La acumulación de pequeñas piedras en la base es vestigio de las costumbres de los pueblos andinos. En aquel entonces los caminantes las arrojaban para formar montículos votivos, llamados apachetas, con los cuales expresaban sus peticiones y buenos deseos.
“El fuego de las fogatas comienza a murmurar silencios, sombras. Los cuerpos cansados, reposan. Los animales mordisquean los alfalfales húmedos y un suave aire mece los eucaliptos. El río, inmutable, peregrina buscando el valle azapeño. El Santuario está inmerso en las sombras y las estrellas, lejanas, buscan otros senderos para decorar con la pálida luz, guijarros, granados, montañas. Todo es silencio y nada hace presumir el derroche de luces, petardos, marchas, aires criollos de tres naciones que pronto inundará la quebrada. ¡La fe tiene su despertar al Alba!
“Desde tiempos remotos la madrugada del sábado es el momento exacto en que los fieles de tres naciones hacen presente el enorme regocijo por que Dios les ha permitido llegar, peregrinando, impregnados de sacrificios, de abnegación, y, como bien lo describiera el recordado padre Urzúa, ‘con un cristianismo de viejo cuño’.
“El silencio es doblegado por los petardos, miles de ellos, que relampaguean en la oscuridad, trayendo reminiscencias orientales, válidas en el Santuario por la presencia de tantos fieles chinos, avecindados en Chile como en los países vecinos, especialmente en el pasado. Es el instante preciso, emocionante, del Alba. Las tonadas y cuecas chilenas anteceden a los huaynos, a las marineras, a los valses peruanos, llenos de alegría criolla.
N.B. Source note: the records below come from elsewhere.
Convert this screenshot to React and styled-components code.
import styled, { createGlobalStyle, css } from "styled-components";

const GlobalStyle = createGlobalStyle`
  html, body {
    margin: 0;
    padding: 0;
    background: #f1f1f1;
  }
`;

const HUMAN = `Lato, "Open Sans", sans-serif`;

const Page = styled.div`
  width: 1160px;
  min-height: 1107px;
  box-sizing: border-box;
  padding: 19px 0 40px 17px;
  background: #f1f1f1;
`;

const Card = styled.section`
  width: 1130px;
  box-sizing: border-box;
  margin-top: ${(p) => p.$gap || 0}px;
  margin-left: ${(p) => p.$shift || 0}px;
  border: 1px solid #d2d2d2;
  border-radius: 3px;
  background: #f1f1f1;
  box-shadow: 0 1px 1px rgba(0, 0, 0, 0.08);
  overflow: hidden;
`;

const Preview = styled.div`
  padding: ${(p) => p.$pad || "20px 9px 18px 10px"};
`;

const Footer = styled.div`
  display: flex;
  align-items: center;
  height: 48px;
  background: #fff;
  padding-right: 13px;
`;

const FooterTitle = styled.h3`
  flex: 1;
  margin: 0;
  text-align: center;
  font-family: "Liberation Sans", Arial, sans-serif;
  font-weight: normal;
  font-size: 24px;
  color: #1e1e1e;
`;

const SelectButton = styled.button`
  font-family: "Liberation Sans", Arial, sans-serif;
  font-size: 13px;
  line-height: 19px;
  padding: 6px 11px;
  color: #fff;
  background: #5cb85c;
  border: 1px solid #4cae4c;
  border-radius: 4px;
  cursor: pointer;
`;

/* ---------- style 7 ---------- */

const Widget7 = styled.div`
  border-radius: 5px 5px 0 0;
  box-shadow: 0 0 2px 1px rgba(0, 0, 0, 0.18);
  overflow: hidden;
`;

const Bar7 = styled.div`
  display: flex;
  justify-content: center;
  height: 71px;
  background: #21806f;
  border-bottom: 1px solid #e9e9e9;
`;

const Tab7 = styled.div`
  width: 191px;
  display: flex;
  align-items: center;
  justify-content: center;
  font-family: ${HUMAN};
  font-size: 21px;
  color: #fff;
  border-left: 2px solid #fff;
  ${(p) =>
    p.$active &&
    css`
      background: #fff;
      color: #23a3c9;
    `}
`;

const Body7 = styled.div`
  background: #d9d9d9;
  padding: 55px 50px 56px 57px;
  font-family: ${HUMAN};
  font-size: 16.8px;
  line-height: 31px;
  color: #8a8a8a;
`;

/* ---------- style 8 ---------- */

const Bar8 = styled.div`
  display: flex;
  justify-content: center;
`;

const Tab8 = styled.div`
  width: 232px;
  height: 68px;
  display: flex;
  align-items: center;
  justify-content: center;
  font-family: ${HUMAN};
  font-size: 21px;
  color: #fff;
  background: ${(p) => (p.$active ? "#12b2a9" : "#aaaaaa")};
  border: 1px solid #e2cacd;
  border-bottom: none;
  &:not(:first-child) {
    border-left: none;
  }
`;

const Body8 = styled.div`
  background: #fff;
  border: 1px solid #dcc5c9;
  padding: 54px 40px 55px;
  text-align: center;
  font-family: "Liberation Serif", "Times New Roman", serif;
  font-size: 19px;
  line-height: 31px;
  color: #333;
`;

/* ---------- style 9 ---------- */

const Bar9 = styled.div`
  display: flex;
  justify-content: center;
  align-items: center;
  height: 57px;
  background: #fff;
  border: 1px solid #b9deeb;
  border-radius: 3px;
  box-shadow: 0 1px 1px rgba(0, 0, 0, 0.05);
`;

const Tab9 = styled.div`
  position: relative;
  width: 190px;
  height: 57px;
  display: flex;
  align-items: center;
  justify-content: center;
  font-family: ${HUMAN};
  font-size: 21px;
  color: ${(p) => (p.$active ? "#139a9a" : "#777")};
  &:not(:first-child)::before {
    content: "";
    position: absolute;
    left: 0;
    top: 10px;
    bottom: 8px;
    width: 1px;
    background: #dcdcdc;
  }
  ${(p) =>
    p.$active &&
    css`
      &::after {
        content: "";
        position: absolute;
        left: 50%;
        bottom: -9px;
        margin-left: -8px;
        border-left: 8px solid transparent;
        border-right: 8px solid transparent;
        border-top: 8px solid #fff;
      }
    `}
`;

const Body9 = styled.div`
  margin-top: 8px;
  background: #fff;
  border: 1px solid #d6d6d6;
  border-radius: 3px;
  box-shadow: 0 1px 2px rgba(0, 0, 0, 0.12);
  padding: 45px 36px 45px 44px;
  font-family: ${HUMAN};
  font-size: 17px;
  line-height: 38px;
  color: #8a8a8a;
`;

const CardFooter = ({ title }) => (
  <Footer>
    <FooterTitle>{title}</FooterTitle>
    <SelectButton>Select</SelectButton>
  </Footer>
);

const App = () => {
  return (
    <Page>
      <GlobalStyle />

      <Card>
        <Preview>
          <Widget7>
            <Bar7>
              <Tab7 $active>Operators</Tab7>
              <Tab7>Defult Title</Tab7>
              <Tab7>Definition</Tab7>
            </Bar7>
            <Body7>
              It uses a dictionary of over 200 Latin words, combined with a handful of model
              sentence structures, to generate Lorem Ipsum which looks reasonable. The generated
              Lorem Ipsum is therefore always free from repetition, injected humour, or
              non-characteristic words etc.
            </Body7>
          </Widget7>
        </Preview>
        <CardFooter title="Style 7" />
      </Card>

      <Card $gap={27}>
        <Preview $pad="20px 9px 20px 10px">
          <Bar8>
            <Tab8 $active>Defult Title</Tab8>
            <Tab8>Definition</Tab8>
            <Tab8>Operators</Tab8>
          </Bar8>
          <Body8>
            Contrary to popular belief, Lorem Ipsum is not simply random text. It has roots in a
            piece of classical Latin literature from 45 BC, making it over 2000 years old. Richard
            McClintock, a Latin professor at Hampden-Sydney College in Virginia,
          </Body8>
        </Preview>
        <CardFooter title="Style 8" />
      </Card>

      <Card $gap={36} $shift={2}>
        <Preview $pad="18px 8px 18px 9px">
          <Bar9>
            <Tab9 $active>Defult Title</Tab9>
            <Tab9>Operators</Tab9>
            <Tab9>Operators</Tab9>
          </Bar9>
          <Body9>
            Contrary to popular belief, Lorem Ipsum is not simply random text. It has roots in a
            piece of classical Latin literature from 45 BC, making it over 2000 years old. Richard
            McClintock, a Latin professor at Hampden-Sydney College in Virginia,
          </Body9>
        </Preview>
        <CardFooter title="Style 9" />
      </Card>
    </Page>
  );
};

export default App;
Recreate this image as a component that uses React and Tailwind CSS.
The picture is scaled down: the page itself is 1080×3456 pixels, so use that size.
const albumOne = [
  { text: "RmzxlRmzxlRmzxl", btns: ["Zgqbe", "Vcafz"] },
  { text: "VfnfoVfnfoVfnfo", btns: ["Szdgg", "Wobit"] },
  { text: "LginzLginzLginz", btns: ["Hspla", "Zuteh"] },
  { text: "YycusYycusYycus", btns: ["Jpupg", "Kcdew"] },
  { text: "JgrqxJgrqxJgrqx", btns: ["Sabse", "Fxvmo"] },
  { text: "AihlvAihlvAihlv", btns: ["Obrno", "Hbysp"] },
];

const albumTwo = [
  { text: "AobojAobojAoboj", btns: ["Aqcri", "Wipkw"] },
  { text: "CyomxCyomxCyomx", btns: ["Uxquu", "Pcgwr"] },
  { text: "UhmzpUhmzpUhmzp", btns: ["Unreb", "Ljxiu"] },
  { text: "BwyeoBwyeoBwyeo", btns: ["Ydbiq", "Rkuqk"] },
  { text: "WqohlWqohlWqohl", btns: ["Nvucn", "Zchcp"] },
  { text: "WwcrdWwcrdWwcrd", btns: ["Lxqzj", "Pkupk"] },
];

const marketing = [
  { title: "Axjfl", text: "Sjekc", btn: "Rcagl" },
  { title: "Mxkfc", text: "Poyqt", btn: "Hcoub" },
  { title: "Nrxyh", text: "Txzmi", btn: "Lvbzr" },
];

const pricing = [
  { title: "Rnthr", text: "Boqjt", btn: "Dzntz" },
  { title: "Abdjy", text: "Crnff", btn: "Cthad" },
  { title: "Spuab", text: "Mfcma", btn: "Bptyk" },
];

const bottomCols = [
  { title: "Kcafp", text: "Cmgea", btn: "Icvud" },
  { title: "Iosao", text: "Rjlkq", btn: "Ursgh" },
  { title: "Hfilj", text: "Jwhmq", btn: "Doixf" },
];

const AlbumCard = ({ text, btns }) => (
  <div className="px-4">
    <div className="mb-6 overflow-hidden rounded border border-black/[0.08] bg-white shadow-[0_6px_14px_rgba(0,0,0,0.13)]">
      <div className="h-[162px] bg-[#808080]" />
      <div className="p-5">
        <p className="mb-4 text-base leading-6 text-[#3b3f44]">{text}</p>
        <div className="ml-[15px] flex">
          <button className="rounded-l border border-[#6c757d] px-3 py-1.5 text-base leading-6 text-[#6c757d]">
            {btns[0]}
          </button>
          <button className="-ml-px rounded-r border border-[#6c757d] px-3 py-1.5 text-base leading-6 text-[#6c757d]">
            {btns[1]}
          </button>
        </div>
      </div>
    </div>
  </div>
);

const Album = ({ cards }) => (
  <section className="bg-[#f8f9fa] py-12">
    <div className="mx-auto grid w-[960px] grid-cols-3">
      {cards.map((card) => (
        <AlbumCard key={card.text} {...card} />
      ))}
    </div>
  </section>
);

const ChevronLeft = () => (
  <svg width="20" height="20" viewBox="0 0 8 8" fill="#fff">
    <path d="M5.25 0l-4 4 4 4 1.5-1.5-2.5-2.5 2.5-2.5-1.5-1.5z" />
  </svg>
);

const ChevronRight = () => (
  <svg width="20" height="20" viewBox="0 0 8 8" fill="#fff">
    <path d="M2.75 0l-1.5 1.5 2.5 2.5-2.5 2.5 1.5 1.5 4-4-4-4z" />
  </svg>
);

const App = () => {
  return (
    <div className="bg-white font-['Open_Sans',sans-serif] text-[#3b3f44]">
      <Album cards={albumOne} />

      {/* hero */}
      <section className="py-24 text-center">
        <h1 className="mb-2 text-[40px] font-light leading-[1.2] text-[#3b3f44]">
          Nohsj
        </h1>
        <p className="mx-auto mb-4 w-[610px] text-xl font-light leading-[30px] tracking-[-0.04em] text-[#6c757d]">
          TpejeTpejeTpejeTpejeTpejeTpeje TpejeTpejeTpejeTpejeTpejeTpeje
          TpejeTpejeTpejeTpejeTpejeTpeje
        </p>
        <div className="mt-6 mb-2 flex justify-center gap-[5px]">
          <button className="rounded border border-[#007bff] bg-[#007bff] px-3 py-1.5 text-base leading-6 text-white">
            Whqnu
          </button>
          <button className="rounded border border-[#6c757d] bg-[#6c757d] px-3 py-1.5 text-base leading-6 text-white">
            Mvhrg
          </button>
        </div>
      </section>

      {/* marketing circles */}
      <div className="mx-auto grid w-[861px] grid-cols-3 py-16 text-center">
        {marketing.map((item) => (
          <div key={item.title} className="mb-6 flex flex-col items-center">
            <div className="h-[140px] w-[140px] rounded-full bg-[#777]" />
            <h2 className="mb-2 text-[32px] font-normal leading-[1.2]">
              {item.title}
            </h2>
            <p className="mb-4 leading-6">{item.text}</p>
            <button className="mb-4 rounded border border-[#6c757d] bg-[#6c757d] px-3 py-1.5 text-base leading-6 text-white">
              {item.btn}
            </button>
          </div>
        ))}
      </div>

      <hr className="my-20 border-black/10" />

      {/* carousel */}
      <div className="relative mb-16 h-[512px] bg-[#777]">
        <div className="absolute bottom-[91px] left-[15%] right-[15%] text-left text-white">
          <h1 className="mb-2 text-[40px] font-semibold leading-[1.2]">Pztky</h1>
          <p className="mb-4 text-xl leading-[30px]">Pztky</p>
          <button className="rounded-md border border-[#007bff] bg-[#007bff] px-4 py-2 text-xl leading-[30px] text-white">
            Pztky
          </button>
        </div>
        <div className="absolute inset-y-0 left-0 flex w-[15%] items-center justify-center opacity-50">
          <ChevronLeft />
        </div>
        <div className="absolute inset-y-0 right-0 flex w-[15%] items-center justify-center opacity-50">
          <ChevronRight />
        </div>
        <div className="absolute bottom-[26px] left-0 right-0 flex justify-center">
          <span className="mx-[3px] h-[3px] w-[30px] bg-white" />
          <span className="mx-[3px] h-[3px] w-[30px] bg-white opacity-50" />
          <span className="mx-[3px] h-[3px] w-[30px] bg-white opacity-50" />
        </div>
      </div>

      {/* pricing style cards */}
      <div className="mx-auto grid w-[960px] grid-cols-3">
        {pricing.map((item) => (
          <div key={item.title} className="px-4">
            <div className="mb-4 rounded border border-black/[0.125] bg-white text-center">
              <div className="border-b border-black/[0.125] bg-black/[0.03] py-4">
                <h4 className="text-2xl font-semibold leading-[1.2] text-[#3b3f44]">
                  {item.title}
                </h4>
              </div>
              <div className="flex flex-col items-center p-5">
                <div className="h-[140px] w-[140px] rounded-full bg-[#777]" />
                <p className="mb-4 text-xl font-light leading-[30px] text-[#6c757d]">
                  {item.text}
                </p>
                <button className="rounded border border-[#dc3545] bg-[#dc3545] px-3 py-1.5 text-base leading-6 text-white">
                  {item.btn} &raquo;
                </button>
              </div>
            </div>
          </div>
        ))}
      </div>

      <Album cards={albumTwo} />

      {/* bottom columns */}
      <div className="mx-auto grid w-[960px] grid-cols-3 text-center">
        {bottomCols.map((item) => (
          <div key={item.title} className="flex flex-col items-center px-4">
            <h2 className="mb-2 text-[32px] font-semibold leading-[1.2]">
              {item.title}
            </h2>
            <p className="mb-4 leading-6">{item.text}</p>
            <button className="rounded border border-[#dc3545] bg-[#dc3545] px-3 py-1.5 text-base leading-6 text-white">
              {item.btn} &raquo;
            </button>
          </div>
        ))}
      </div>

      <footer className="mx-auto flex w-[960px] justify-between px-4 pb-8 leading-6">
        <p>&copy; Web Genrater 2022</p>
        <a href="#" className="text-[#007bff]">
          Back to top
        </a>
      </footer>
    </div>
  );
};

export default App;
Las zampoñas no cejan, intentando permanecer latentes con el cántico andino.”
(Del libro “Más allá del Río”, de Erie Vásquez Benitt)
La Fiesta dura varios días y son las cofradías de Bailes Religiosos quienes pintan con sus coloridos trajes y músicas este despoblado y monótono paisaje.
Algunos vienen de Tacna, pues recordemos que hasta la Guerra del Pacífico estas eran tierras peruanas. Pero la fe vence fronteras. Participan bailes gitanos, de paso, morenos, diabladas,
El poblado de Las Peñas es tan pequeño –una iglesia y unas calles pedregosas que forman una manzana, después un puente, una cancha, unas casas… y el desierto– que los bailes no podrían juntarse todos al mismo tiempo. Para eso, el santuario realiza diariamente una procesión a las 9 de la noche, momento en que los distintos bailes irán llegando en turnos diarios para cantar y bailar a la imagen de la Madre de Dios.
El desierto es fecundo cuando se trata del espíritu. Difícilmente existirá en otro lugar de Chile tanta riqueza popular, efervescente de vida, contagiosa de entusiasmo y admirable en su autenticidad. Frente a Nuestra Señora de Las Peñas, las cofradías de danzas reintegran al pueblo andino repartido en tres naciones, impulsándolo a una sola y magnífica afirmación de identidad religiosa.
Las danzas han concluido, los días sagrados han pasado. El santuario queda atrás… y al mismo tiempo se multiplica en el corazón de cada peregrino. Ahí, cobijado en la profundidad donde arde la fe, será el compañero de viaje que estará con ellos en la vida diaria, reconfortándolos, hasta que en un año más sea momento de retornar a Las Peñas.